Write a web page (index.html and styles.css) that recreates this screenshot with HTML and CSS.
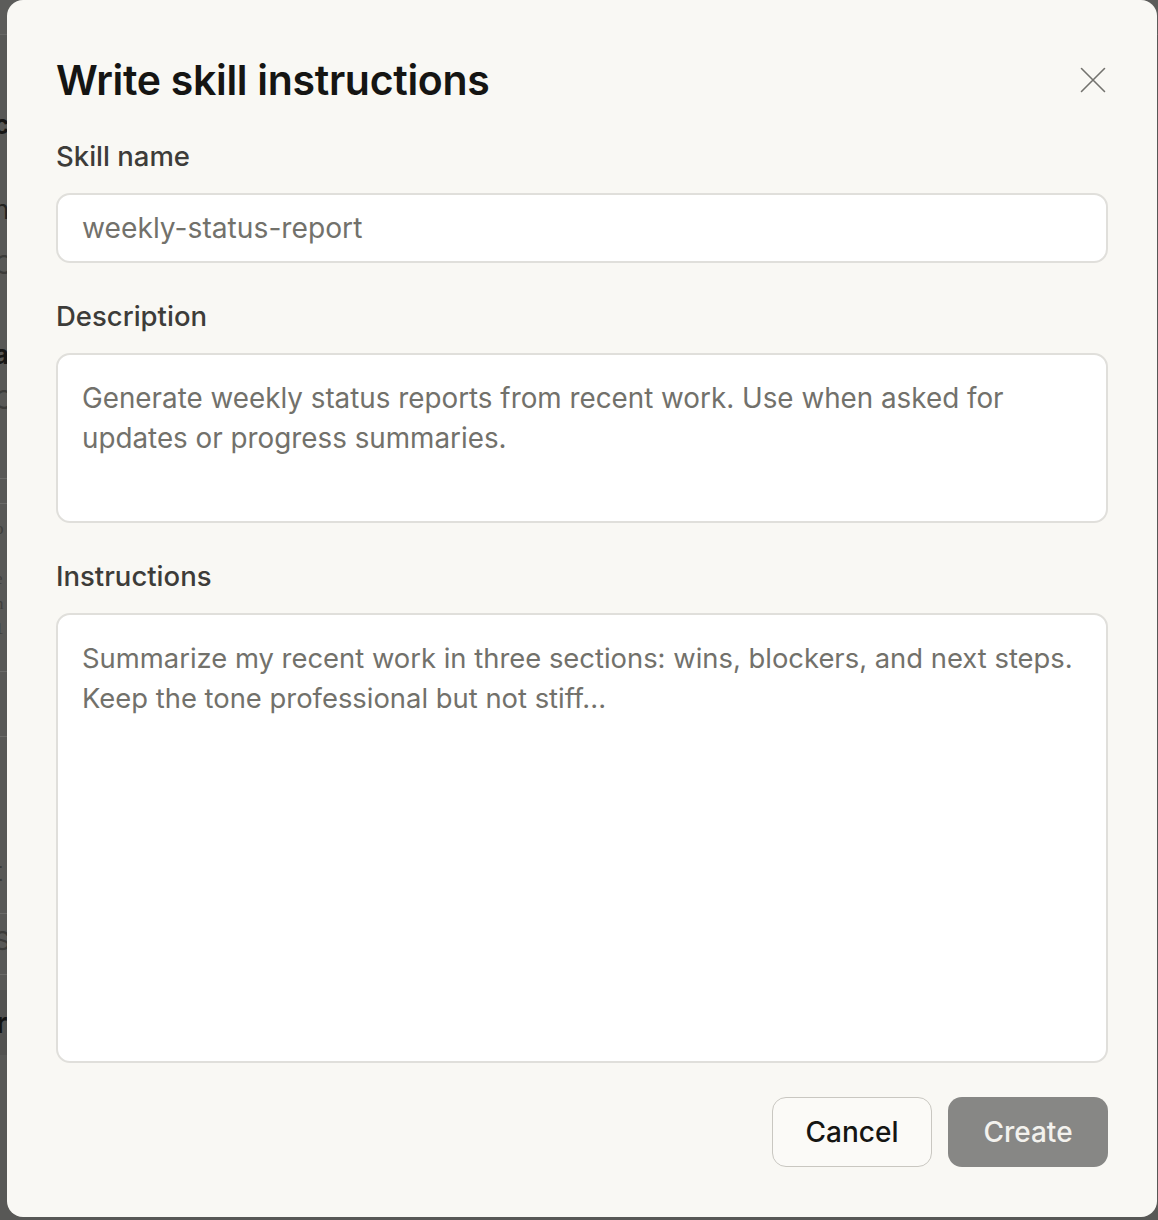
FILE: index.html
```html
<!DOCTYPE html>
<html lang="en">
<head>
<meta charset="utf-8">
<title>Write skill instructions</title>
<link rel="stylesheet" href="styles.css">
</head>
<body>
<div class="app">
  <div class="app-top"></div>
  <div class="app-col">
    <div class="frag frag-bold f1">c</div>
    <div class="frag f2">n</div>
    <div class="frag frag-muted f3">C</div>
    <div class="frag frag-bold f4">a</div>
    <div class="frag frag-muted f5">C</div>
    <div class="rule r1"></div>
    <div class="rule r2"></div>
    <div class="serif-list">
      <div>o</div><div>t</div><div>e</div><div>n</div><div>1</div>
    </div>
    <div class="rule r3"></div>
    <div class="rule r4"></div>
    <div class="frag f6">t</div>
    <div class="rule r5"></div>
    <div class="frag f7">S</div>
    <div class="rule r6"></div>
    <div class="dark-block"><span>r</span></div>
  </div>
</div>

<div class="overlay">
  <div class="modal" role="dialog" aria-labelledby="dlg-title">
    <div class="modal-head">
      <h1 id="dlg-title" class="modal-title">Write skill instructions</h1>
      <button class="close-btn" aria-label="Close">
        <svg width="28" height="28" viewBox="0 0 28 28" fill="none" stroke="currentColor" stroke-width="1.6" stroke-linecap="round">
          <path d="M2.5 2.5 L25.5 25.5 M25.5 2.5 L2.5 25.5"/>
        </svg>
      </button>
    </div>

    <div class="field">
      <label class="field-label">Skill name</label>
      <div class="input">weekly-status-report</div>
    </div>

    <div class="field">
      <label class="field-label">Description</label>
      <div class="textarea textarea-desc">Generate weekly status reports from recent work. Use when asked for<br>updates or progress summaries.</div>
    </div>

    <div class="field">
      <label class="field-label">Instructions</label>
      <div class="textarea textarea-instr">Summarize my recent work in three sections: wins, blockers, and next steps.<br>Keep the tone professional but not stiff...</div>
    </div>

    <div class="actions">
      <button class="btn btn-cancel">Cancel</button>
      <button class="btn btn-create">Create</button>
    </div>
  </div>
</div>
</body>
</html>
```

FILE: styles.css
```css
* { box-sizing: border-box; }

html, body {
  margin: 0;
  padding: 0;
  height: 100%;
}

body {
  background: #585856;
  font-family: Inter, "Noto Sans", "Liberation Sans", sans-serif;
  overflow: hidden;
}

/* underlying app, mostly hidden by the modal */
.app {
  height: 1220px;
  display: flex;
  flex-direction: column;
}
.app-top {
  height: 35px;
  background: #5c5c5a;
  border-bottom: 1px solid #676765;
  flex: none;
}
.app-col {
  display: flex;
  flex-direction: column;
  width: 60px;
}
.frag {
  font-family: Inter, sans-serif;
  font-size: 26px;
  line-height: 30px;
  color: #232321;
  margin-left: -6px;
}
.frag-bold { font-weight: 700; color: #161615; }
.frag-muted { color: #3b3b39; }
.f1 { margin-top: 75px; }
.f2 { margin-top: 55px; }
.f3 { margin-top: 25px; }
.f4 { margin-top: 60px; }
.f5 { margin-top: 15px; }
.rule { height: 1px; background: #6a6a68; }
.r1 { margin-top: 63px; }
.r2 { margin-top: 24px; }
.serif-list {
  margin-top: 12px;
  margin-left: -5px;
  font-family: "Liberation Serif", serif;
  font-size: 17px;
  line-height: 25px;
  color: #3e3e3c;
}
.r3 { margin-top: 30px; }
.r4 { margin-top: 64px; }
.f6 { margin-top: 120px; color: #3b3b39; }
.r5 { margin-top: 26px; }
.f7 { margin-top: 12px; color: #3b3b39; }
.r6 { margin-top: 18px; }
.dark-block {
  margin-top: 15px;
  height: 65px;
  background: #525250;
  display: flex;
  align-items: center;
}
.dark-block span {
  font-size: 28px;
  font-weight: 700;
  color: #121211;
  margin-left: -4px;
}

/* overlay + modal */
.overlay {
  position: fixed;
  inset: 0;
  padding: 0 1px 3px 7px;
  display: flex;
}
.modal {
  flex: 1;
  background: #f9f8f4;
  border-radius: 16px;
  padding: 56px 49px 50px 49px;
  display: flex;
  flex-direction: column;
}

.modal-head {
  display: flex;
  align-items: center;
  justify-content: space-between;
  height: 48px;
}
.modal-title {
  margin: 0;
  font-size: 41px;
  line-height: 48px;
  font-weight: 600;
  color: #151513;
  letter-spacing: -0.3px;
}
.close-btn {
  width: 40px;
  height: 40px;
  margin-right: -5px;
  padding: 0;
  border: 0;
  background: transparent;
  color: #73726e;
  display: flex;
  align-items: center;
  justify-content: center;
}

.field {
  display: flex;
  flex-direction: column;
  gap: 21px;
  margin-top: 36px;
}
.field + .field { margin-top: 37px; }

.field-label {
  font-size: 27.5px;
  line-height: 32px;
  font-weight: 500;
  color: #3d3c39;
}

.input, .textarea {
  background: #ffffff;
  border: 2px solid #e0dfdb;
  border-radius: 14px;
  color: #72716b;
  font-size: 27.8px;
  padding: 0 24px;
}
.input {
  height: 70px;
  display: flex;
  align-items: center;
  font-size: 28.2px;
}
.textarea {
  line-height: 40px;
  padding-top: 23px;
}
.textarea-desc { height: 170px; }
.textarea-instr { height: 450px; font-size: 27.4px; }

.actions {
  margin-top: 34px;
  display: flex;
  justify-content: flex-end;
  gap: 16px;
}
.btn {
  width: 160px;
  height: 70px;
  border-radius: 14px;
  font-family: inherit;
  font-size: 28px;
  font-weight: 500;
  padding: 0;
}
.btn-cancel {
  background: #fbfaf7;
  border: 1px solid #c9c7c1;
  color: #151513;
}
.btn-create {
  background: #878785;
  border: 0;
  color: #f3f2ee;
}
```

■ **To do**
Show, from the listing above, each line that contains the word "styles".

■ **Complete response**
Write a web page (index.html and styles.css) that recreates this screenshot with HTML and CSS.
<link rel="stylesheet" href="styles.css">
FILE: styles.css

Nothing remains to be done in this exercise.